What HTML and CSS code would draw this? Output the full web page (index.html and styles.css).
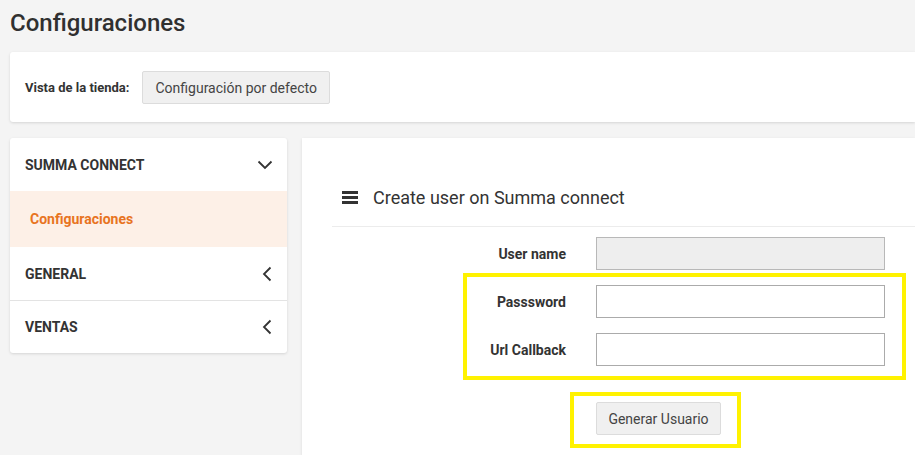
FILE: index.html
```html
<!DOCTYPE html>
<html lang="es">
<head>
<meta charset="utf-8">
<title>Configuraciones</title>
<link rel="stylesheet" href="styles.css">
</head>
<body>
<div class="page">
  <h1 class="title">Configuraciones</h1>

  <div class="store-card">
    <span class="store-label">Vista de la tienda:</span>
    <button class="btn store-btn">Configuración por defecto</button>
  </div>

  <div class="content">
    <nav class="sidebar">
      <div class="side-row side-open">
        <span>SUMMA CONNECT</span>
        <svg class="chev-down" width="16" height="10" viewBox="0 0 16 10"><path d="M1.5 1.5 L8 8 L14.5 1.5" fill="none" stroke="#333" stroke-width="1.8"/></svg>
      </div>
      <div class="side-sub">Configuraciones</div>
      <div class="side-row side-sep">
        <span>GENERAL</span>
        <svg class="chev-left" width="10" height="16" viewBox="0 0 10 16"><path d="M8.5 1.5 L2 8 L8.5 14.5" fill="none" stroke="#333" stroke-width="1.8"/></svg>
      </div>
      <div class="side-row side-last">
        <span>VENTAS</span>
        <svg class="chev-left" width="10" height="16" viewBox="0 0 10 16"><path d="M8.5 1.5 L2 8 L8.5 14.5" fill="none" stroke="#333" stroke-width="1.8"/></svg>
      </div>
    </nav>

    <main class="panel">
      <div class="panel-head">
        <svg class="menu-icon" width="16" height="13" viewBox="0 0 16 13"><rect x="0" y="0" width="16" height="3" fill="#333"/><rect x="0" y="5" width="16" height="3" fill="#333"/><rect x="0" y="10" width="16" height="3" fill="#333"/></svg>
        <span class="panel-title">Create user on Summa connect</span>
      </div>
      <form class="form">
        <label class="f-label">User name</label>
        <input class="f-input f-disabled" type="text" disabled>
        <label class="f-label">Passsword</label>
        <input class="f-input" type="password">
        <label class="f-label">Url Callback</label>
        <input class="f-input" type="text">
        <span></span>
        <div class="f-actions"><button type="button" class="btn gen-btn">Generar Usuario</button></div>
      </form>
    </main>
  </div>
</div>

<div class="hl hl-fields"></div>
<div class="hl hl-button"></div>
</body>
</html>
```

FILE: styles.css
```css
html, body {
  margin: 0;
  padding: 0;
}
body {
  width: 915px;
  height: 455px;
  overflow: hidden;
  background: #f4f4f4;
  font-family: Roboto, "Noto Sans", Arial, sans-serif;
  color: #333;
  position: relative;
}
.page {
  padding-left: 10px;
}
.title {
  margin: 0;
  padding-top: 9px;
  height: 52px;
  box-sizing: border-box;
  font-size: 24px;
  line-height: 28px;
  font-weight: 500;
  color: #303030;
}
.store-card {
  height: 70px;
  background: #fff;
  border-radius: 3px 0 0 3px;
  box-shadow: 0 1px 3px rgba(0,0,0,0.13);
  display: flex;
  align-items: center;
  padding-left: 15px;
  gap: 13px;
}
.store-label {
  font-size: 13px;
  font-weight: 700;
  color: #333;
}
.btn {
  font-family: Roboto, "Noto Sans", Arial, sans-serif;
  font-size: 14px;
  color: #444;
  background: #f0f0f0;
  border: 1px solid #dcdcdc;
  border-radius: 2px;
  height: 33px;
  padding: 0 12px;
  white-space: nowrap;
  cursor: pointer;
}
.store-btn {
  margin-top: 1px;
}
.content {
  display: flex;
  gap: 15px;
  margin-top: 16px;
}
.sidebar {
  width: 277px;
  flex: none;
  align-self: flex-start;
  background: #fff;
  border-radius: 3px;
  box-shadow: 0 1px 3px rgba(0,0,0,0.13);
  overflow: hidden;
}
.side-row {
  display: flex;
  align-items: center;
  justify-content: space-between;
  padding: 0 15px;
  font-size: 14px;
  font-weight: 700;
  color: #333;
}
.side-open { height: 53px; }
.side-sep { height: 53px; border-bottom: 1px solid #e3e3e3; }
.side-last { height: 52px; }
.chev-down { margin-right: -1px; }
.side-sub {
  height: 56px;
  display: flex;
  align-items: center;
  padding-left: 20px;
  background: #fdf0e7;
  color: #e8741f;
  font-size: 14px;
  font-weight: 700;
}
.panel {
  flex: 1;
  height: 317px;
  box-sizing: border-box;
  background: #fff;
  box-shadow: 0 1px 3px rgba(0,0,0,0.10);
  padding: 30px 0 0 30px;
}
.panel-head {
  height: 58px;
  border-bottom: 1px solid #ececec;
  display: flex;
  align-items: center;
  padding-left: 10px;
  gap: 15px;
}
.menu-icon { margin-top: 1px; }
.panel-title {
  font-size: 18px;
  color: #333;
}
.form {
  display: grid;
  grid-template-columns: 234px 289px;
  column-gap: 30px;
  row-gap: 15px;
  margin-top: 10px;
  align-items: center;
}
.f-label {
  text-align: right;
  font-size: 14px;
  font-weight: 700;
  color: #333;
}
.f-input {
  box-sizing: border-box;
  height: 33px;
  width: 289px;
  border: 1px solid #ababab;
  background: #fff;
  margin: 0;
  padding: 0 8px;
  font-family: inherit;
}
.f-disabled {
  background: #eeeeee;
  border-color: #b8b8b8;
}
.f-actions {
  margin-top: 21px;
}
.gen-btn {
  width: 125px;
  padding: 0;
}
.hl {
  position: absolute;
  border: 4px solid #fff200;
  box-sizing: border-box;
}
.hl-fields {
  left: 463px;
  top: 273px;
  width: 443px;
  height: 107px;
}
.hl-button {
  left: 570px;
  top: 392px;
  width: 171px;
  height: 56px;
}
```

- - - -

## GOAL
Copy out each line exactly, without the pictures.

## RESULT OF THE EXERCISE
What HTML and CSS code would draw this? Output the full web page (index.html and styles.css).
FILE: index.html
```html
<!DOCTYPE html>
<html lang="es">
<head>
<meta charset="utf-8">
<title>Configuraciones</title>
<link rel="stylesheet" href="styles.css">
</head>
<body>
<div class="page">
  <h1 class="title">Configuraciones</h1>

  <div class="store-card">
    <span class="store-label">Vista de la tienda:</span>
    <button class="btn store-btn">Configuración por defecto</button>
  </div>

  <div class="content">
    <nav class="sidebar">
      <div class="side-row side-open">
        <span>SUMMA CONNECT</span>
        <svg class="chev-down" width="16" height="10" viewBox="0 0 16 10"><path d="M1.5 1.5 L8 8 L14.5 1.5" fill="none" stroke="#333" stroke-width="1.8"/></svg>
      </div>
      <div class="side-sub">Configuraciones</div>
      <div class="side-row side-sep">
        <span>GENERAL</span>
        <svg class="chev-left" width="10" height="16" viewBox="0 0 10 16"><path d="M8.5 1.5 L2 8 L8.5 14.5" fill="none" stroke="#333" stroke-width="1.8"/></svg>
      </div>
      <div class="side-row side-last">
        <span>VENTAS</span>
        <svg class="chev-left" width="10" height="16" viewBox="0 0 10 16"><path d="M8.5 1.5 L2 8 L8.5 14.5" fill="none" stroke="#333" stroke-width="1.8"/></svg>
      </div>
    </nav>

    <main class="panel">
      <div class="panel-head">
        <svg class="menu-icon" width="16" height="13" viewBox="0 0 16 13"><rect x="0" y="0" width="16" height="3" fill="#333"/><rect x="0" y="5" width="16" height="3" fill="#333"/><rect x="0" y="10" width="16" height="3" fill="#333"/></svg>
        <span class="panel-title">Create user on Summa connect</span>
      </div>
      <form class="form">
        <label class="f-label">User name</label>
        <input class="f-input f-disabled" type="text" disabled>
        <label class="f-label">Passsword</label>
        <input class="f-input" type="password">
        <label class="f-label">Url Callback</label>
        <input class="f-input" type="text">
        <span></span>
        <div class="f-actions"><button type="button" class="btn gen-btn">Generar Usuario</button></div>
      </form>
    </main>
  </div>
</div>

<div class="hl hl-fields"></div>
<div class="hl hl-button"></div>
</body>
</html>
```

FILE: styles.css
```css
html, body {
  margin: 0;
  padding: 0;
}
body {
  width: 915px;
  height: 455px;
  overflow: hidden;
  background: #f4f4f4;
  font-family: Roboto, "Noto Sans", Arial, sans-serif;
  color: #333;
  position: relative;
}
.page {
  padding-left: 10px;
}
.title {
  margin: 0;
  padding-top: 9px;
  height: 52px;
  box-sizing: border-box;
  font-size: 24px;
  line-height: 28px;
  font-weight: 500;
  color: #303030;
}
.store-card {
  height: 70px;
  background: #fff;
  border-radius: 3px 0 0 3px;
  box-shadow: 0 1px 3px rgba(0,0,0,0.13);
  display: flex;
  align-items: center;
  padding-left: 15px;
  gap: 13px;
}
.store-label {
  font-size: 13px;
  font-weight: 700;
  color: #333;
}
.btn {
  font-family: Roboto, "Noto Sans", Arial, sans-serif;
  font-size: 14px;
  color: #444;
  background: #f0f0f0;
  border: 1px solid #dcdcdc;
  border-radius: 2px;
  height: 33px;
  padding: 0 12px;
  white-space: nowrap;
  cursor: pointer;
}
.store-btn {
  margin-top: 1px;
}
.content {
  display: flex;
  gap: 15px;
  margin-top: 16px;
}
.sidebar {
  width: 277px;
  flex: none;
  align-self: flex-start;
  background: #fff;
  border-radius: 3px;
  box-shadow: 0 1px 3px rgba(0,0,0,0.13);
  overflow: hidden;
}
.side-row {
  display: flex;
  align-items: center;
  justify-content: space-between;
  padding: 0 15px;
  font-size: 14px;
  font-weight: 700;
  color: #333;
}
.side-open { height: 53px; }
.side-sep { height: 53px; border-bottom: 1px solid #e3e3e3; }
.side-last { height: 52px; }
.chev-down { margin-right: -1px; }
.side-sub {
  height: 56px;
  display: flex;
  align-items: center;
  padding-left: 20px;
  background: #fdf0e7;
  color: #e8741f;
  font-size: 14px;
  font-weight: 700;
}
.panel {
  flex: 1;
  height: 317px;
  box-sizing: border-box;
  background: #fff;
  box-shadow: 0 1px 3px rgba(0,0,0,0.10);
  padding: 30px 0 0 30px;
}
.panel-head {
  height: 58px;
  border-bottom: 1px solid #ececec;
  display: flex;
  align-items: center;
  padding-left: 10px;
  gap: 15px;
}
.menu-icon { margin-top: 1px; }
.panel-title {
  font-size: 18px;
  color: #333;
}
.form {
  display: grid;
  grid-template-columns: 234px 289px;
  column-gap: 30px;
  row-gap: 15px;
  margin-top: 10px;
  align-items: center;
}
.f-label {
  text-align: right;
  font-size: 14px;
  font-weight: 700;
  color: #333;
}
.f-input {
  box-sizing: border-box;
  height: 33px;
  width: 289px;
  border: 1px solid #ababab;
  background: #fff;
  margin: 0;
  padding: 0 8px;
  font-family: inherit;
}
.f-disabled {
  background: #eeeeee;
  border-color: #b8b8b8;
}
.f-actions {
  margin-top: 21px;
}
.gen-btn {
  width: 125px;
  padding: 0;
}
.hl {
  position: absolute;
  border: 4px solid #fff200;
  box-sizing: border-box;
}
.hl-fields {
  left: 463px;
  top: 273px;
  width: 443px;
  height: 107px;
}
.hl-button {
  left: 570px;
  top: 392px;
  width: 171px;
  height: 56px;
}
```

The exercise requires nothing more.